Is it so simple so as to simply consider them means from the same study? So could we just compute new means, weighing each mean using the sample size of that cell in that study?

On the one hand, this seems to be what we're doing. We have means from the same conditions but from different samples - not too different from when you aggregate means of different conditions but from the same sample like you do when you compute the grand mean.

I've found this post, but that package doesn't seem to provide an answer either.

I've used metafor to do meta-analyses of proportions (i.e. prevalences) before, and there were dedicated methods for that. But I can't seem to find anything for this situation, perhaps because it is as simple as it seems? Or because I'm missing something.

I'd be grateful for any pointers! Or simply the confirmation that yes, it's this simple :-)

Answer 1

@Matherion, the discrepancies you are finding are because weights in meta-analysis are not calculated based on the number of participants, but based on the reciprocal of the variance. Two models are commonly used: 1) the fixed-effects model, where the only source of variance is assumed to be sampling error, and the weights are thus 1/vi (vi is obtained from escalc in metafor). 2) the random-effects model, which assumes that true effect sizes follow a distribution with its own variance, the between-studies variance tau^2, and the weights are given by 1/(vi+tau^2).

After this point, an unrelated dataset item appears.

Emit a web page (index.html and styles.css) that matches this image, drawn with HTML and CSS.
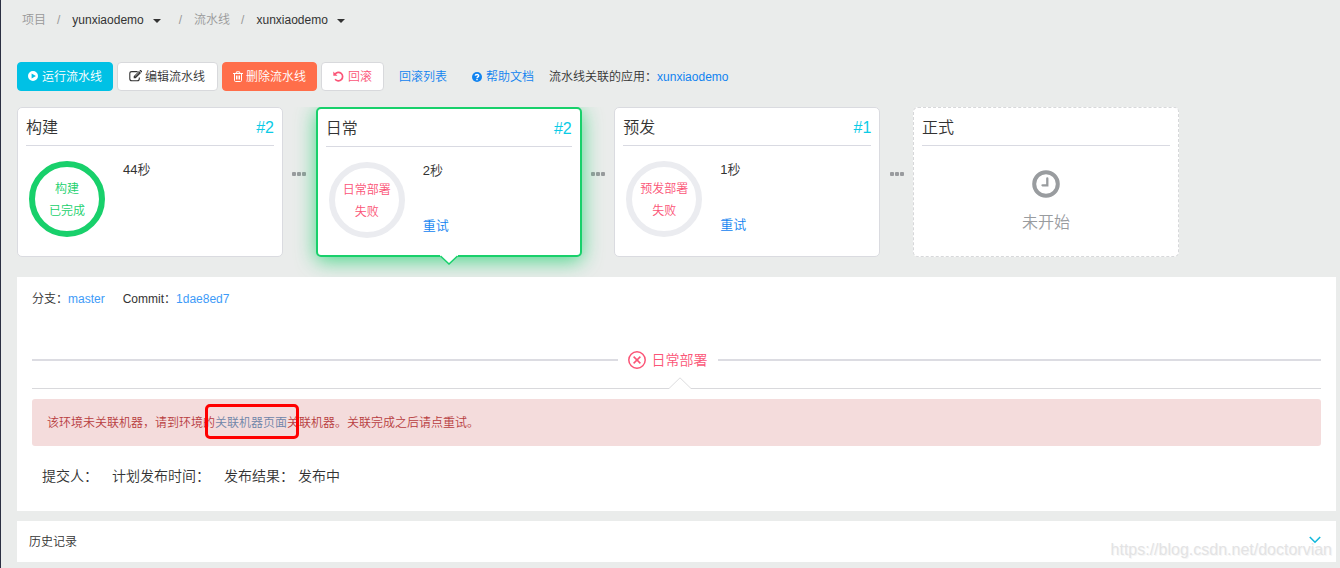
FILE: index.html
```html
<!DOCTYPE html>
<html lang="zh-CN">
<head>
<meta charset="utf-8">
<title>流水线</title>
<link rel="stylesheet" href="styles.css">
</head>
<body>
<main class="page">
  <nav class="breadcrumb" aria-label="导航">
    <span class="crumb">项目</span>
    <span class="slash">/</span>
    <button class="picker" type="button">yunxiaodemo <i class="caret"></i></button>
    <span class="slash slash-wide">/</span>
    <span class="crumb">流水线</span>
    <span class="slash">/</span>
    <button class="picker" type="button">xunxiaodemo <i class="caret"></i></button>
  </nav>

  <div class="toolbar">
    <button class="btn btn-run" type="button">
      <svg width="10" height="10" viewBox="0 0 10 10"><path fill="currentColor" fill-rule="evenodd" d="M5 0a5 5 0 1 0 0 10A5 5 0 0 0 5 0zM3.6 2.4v5.2L7.9 5z"/></svg>运行流水线</button>
    <button class="btn btn-plain btn-edit" type="button">
      <svg width="13" height="12" viewBox="0 0 13 12" fill="none" stroke="currentColor"><path stroke-width="1.1" d="M8.6 1.6H2.8C1.6 1.6.8 2.400.8 3.500v5.200c0 1.200.8 2 2 2h5.500c1.200 0 2-.8 2-2V7.500"/><path fill="currentColor" stroke="none" d="M4.700 6.300 10 1l2 2-5.300 5.300H4.700zM10.500.6l.5-.5c.3-.2.6-.2.9 0l1 1c.2.300.2.600 0 .900l-.5.500z"/><path stroke="#fff" stroke-width=".6" d="M6.200 6.200 9.900 2.500"/></svg>编辑流水线</button>
    <button class="btn btn-delete" type="button">
      <svg width="10" height="11" viewBox="0 0 10 11" fill="none" stroke="currentColor" stroke-width="1"><path d="M0 2.500h10M3 2.500l.5-1.700h3L7 2.500M1.500 2.500v7c0 .6.4 1 1 1h5c.6 0 1-.4 1-1v-7M3.500 4.500v4M5 4.500v4M6.500 4.500v4" /></svg>删除流水线</button>
    <button class="btn btn-plain btn-rollback" type="button">
      <svg width="11" height="11" viewBox="0 0 11 11"><path fill="none" stroke="currentColor" stroke-width="1.700" d="M2 3.200A4.200 4.200 0 1 1 2.100 8.200"/><path fill="currentColor" d="M.3.500v4.200h4.200z"/></svg>回滚</button>
    <a class="link rollback-list" href="#">回滚列表</a>
    <a class="link help" href="#"><svg width="10" height="10" viewBox="0 0 10 10"><circle cx="5" cy="5" r="5" fill="currentColor"/><path fill="none" stroke="#fff" stroke-width="1.400" d="M3.200 3.700C3.400 2 6.700 2 6.700 3.700 6.700 4.900 5 4.800 5 6.300"/><path fill="#fff" d="M4.300 7h1.400v1.300H4.300z"/></svg>帮助文档</a>
    <span class="related">流水线关联的应用：<a class="link" href="#">xunxiaodemo</a></span>
  </div>

  <section class="pipeline">
    <article class="stage">
      <header class="stage-head"><h2>构建</h2><a class="run-no" href="#">#2</a></header>
      <div class="stage-body">
        <div class="ring ring-done"><span>构建</span><span>已完成</span></div>
        <div class="stage-info"><span>44秒</span></div>
      </div>
    </article>
    <div class="dots"><i></i><i></i><i></i></div>
    <article class="stage stage-active">
      <header class="stage-head"><h2>日常</h2><a class="run-no" href="#">#2</a></header>
      <div class="stage-body">
        <div class="ring"><span>日常部署</span><span>失败</span></div>
        <div class="stage-info"><span>2秒</span><a class="link" href="#">重试</a></div>
      </div>
      <svg class="pointer" width="18" height="11" viewBox="0 0 18 11"><path fill="#fff" d="M0 0h18v1L9 9 0 1z"/><path fill="none" stroke="#18d06b" stroke-width="1.500" d="M.5 1 9 9l8.500-8"/></svg>
    </article>
    <div class="dots"><i></i><i></i><i></i></div>
    <article class="stage">
      <header class="stage-head"><h2>预发</h2><a class="run-no" href="#">#1</a></header>
      <div class="stage-body">
        <div class="ring"><span>预发部署</span><span>失败</span></div>
        <div class="stage-info"><span>1秒</span><a class="link" href="#">重试</a></div>
      </div>
    </article>
    <div class="dots"><i></i><i></i><i></i></div>
    <article class="stage stage-pending">
      <header class="stage-head"><h2>正式</h2></header>
      <div class="pending">
        <svg width="28" height="28" viewBox="0 0 28 28" fill="none" stroke="currentColor"><circle cx="14" cy="14" r="11.800" stroke-width="4"/><path stroke-width="2.300" stroke-linecap="round" d="M15.300 8.500v6.800H10.500"/></svg>
        <span>未开始</span>
      </div>
    </article>
  </section>

  <section class="panel detail">
    <div class="commit">
      <span>分支：<a class="link-soft" href="#">master</a></span>
      <span>Commit：<a class="link-soft" href="#">1dae8ed7</a></span>
    </div>
    <div class="step">
      <h3 class="step-title">
        <svg width="18" height="18" viewBox="0 0 18 18" fill="none" stroke="currentColor" stroke-width="1.500"><circle cx="9" cy="9" r="8.200"/><path d="m5.600 5.600 6.800 6.800m0-6.800-6.800 6.800"/></svg>日常部署</h3>
    </div>
    <div class="divider">
      <svg width="22" height="12" viewBox="0 0 22 12"><path fill="#fff" d="M0 12V11L11 0l11 11v1z"/><path fill="none" stroke="#dcdcde" d="M0 11.500 11 .8l11 10.700"/></svg>
    </div>
    <div class="alert" role="alert">该环境未关联机器，请到环境的<a class="machine-link" href="#">关联机器页面</a>关联机器。关联完成之后请点重试。</div>
    <div class="facts">
      <span>提交人：</span>
      <span>计划发布时间：</span>
      <span>发布结果： 发布中</span>
    </div>
  </section>

  <button class="panel history" type="button">
    <span>历史记录</span>
    <svg width="12" height="8" viewBox="0 0 12 8" fill="none" stroke="#14b9dc" stroke-width="1.600"><path d="m.8 1 5.200 5.200L11.200 1"/></svg>
  </button>
  <div class="watermark">https://blog.csdn.net/doctorvian</div>
</main>
</body>
</html>
```

FILE: styles.css
```css
* { box-sizing: border-box; }

body {
  margin: 0;
  background: #eaeceb;
  color: #333;
  font: 350 12px/18px "Liberation Sans", "Noto Sans CJK SC", sans-serif;
}

svg { display: block; flex: none; }

button { font: inherit; color: inherit; cursor: pointer; }

a { text-decoration: none; }

.link { color: #1083f0; }
.link-soft { color: #3d9bf8; }

.page {
  position: relative;
  min-height: 100vh;
  padding: 0 4px 6px 16px;
  border-left: 1px solid #2b2f42;
}

.breadcrumb {
  display: flex;
  align-items: center;
  height: 40px;
  padding-left: 5px;
}

.crumb, .slash { color: #999; }
.slash { padding: 0 12px 0 11px; }
.slash-wide { padding-left: 18px; }

.picker {
  display: flex;
  align-items: center;
  gap: 9px;
  padding: 0;
  border: 0;
  background: none;
}

.caret {
  margin-top: 2px;
  border: 4px solid transparent;
  border-top-color: #333;
  border-bottom: 0;
}

.toolbar {
  display: flex;
  align-items: center;
  gap: 4px;
  margin-top: 22px;
}

.btn {
  display: flex;
  align-items: center;
  gap: 4px;
  height: 29px;
  padding: 0 10px;
  border: 1px solid transparent;
  border-radius: 4px;
}

.btn svg { margin-bottom: 1px; }

.btn-run { background: #00c1e5; border-color: #00c1e5; color: #fff; }
.btn-plain { padding: 0 11px; background: #fff; border-color: #d8d9dc; }
.btn-edit { gap: 3px; padding-right: 12px; }
.btn-delete { gap: 3px; background: #ff6e4a; border-color: #ff6e4a; color: #fff; }
.btn-rollback { color: #fb5577; }

.rollback-list { margin-left: 11px; }
.help { display: flex; align-items: center; gap: 4px; margin-left: 21px; }
.related { margin-left: 11px; }

.pipeline {
  display: flex;
  max-width: 1162px;
  padding: 0 0 20px;
  margin-top: 16px;
  overflow: hidden;
}

.stage {
  position: relative;
  flex: none;
  width: 266px;
  height: 150px;
  padding: 0 8px;
  background: #fff;
  border: 1px solid #dadbe0;
  border-radius: 5px;
}

.stage-active {
  border: 2px solid #18d06b;
  box-shadow: 0 4px 20px rgba(24, 208, 107, 0.75);
}

.stage-pending { border: 1px dashed #d7d8da; }

.stage-head {
  display: flex;
  align-items: center;
  justify-content: space-between;
  height: 38px;
  padding-top: 2px;
  border-bottom: 1px solid #d9dae2;
  font-size: 16px;
  line-height: 24px;
}

.stage-head h2 { margin: 0; font-size: 16px; font-weight: inherit; }
.run-no { color: #0bcbe6; }

.stage-body { display: flex; gap: 18px; padding: 15px 3px; }

.ring {
  display: flex;
  flex-direction: column;
  align-items: center;
  justify-content: center;
  width: 76px;
  height: 76px;
  padding-top: 2px;
  border: 6px solid #ebecf0;
  border-radius: 50%;
  color: #fb5577;
  line-height: 22px;
}

.ring-done { border-color: #18d06b; color: #18d06b; }

.stage-info {
  display: flex;
  flex-direction: column;
  justify-content: space-between;
  height: 73px;
  font-size: 13px;
}

.pointer { position: absolute; top: 100%; left: 50%; margin: 0 0 0 -9px; }

.dots {
  display: flex;
  flex: 1;
  justify-content: center;
  gap: 1px;
  padding-top: 65px;
}

.dots i { width: 4px; height: 4px; background: #999b9e; border-radius: 1px; }

.pending {
  display: flex;
  flex-direction: column;
  align-items: center;
  gap: 13px;
  padding-top: 24px;
  color: #999c9f;
  font-size: 16px;
  line-height: 24px;
}

.panel { display: block; background: #fff; }
.detail { padding: 13px 15px 24px; }
.commit { display: flex; gap: 18px; }

.step {
  display: flex;
  align-items: center;
  margin-top: 40px;
}

.step::before, .step::after {
  content: "";
  flex: 1;
  height: 2px;
  background: #dcdce2;
}

.step::after { flex-basis: 18px; }

.step-title {
  display: flex;
  align-items: center;
  gap: 6px;
  margin: 0;
  padding: 0 10px;
  color: #fb5577;
  font-size: 14px;
  font-weight: inherit;
  line-height: 24px;
}

.divider {
  display: flex;
  align-items: flex-end;
  justify-content: center;
  height: 17px;
  background: linear-gradient(#d9d9dc, #d9d9dc) bottom / 100% 1px no-repeat;
}

.divider svg { margin-left: 6px; }

.alert {
  margin-top: 10px;
  padding: 15px 15px 14px;
  background: #f4dcdc;
  border-radius: 3px;
  color: #b83d3f;
}

.machine-link { position: relative; color: #6f84a8; }

.machine-link::after {
  content: "";
  position: absolute;
  inset: -12px -12px -9px -10px;
  border: 3px solid #f00;
  border-radius: 5px;
}

.facts {
  display: flex;
  gap: 14px;
  margin-top: 19px;
  padding: 0 10px;
  font-size: 14px;
  line-height: 22px;
}

.history {
  display: flex;
  align-items: center;
  justify-content: space-between;
  width: 100%;
  height: 41px;
  margin-top: 10px;
  padding: 0 15px 0 12px;
  border: 0;
}

.history svg { margin-bottom: 4px; }

.watermark {
  position: absolute;
  right: 8px;
  bottom: 8px;
  color: #e3e3e4;
  font-size: 16px;
  line-height: 20px;
  text-shadow: 1px 1px 0 #f6f6f6;
}
```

The random effects model is generally more appropriate, unless these studies are exact replications. By default metafor conducts a random-effects meta-analysis.

Answer 2

Based on @mdewey's answer, I found out that (of course) metafor does this: section "Measures for Quantitative Variables" in the manual page for escalc explains how means can be specified. Using this, I can confirm that the 'basic' approach I mentioned in the question is invalid:

rma(escalc(measure="MN", mi=c(1,2,3), sdi=c(1,1,1), ni=c(10,10,10)))

This yields $2$ as result. This is consistent with what you'd expect: if you compute the grand mean for $1$, $2$, and $3$ with three samples with the same standard deviation and sample size, you also get $2$.

Now, if we'd change the size of the first group to $30$, if you compute the grand mean, you get:

$$\frac{30 * 1 + 10 * 2 + 10 * 1}{30 + 10 + 10} = 1.6$$

But, entering this into rma and escalc yields $1.9778$:

rma(escalc(measure="MN", mi=c(1,2,3), sdi=c(1,1,1), ni=c(30,10,10)))

Apparently, indeed, the underlying calculation is more complicated.

So if anybody else runs into this: no, you can't just compute the 'grand mean'; and metafor allows you to meta-analyse the raw means.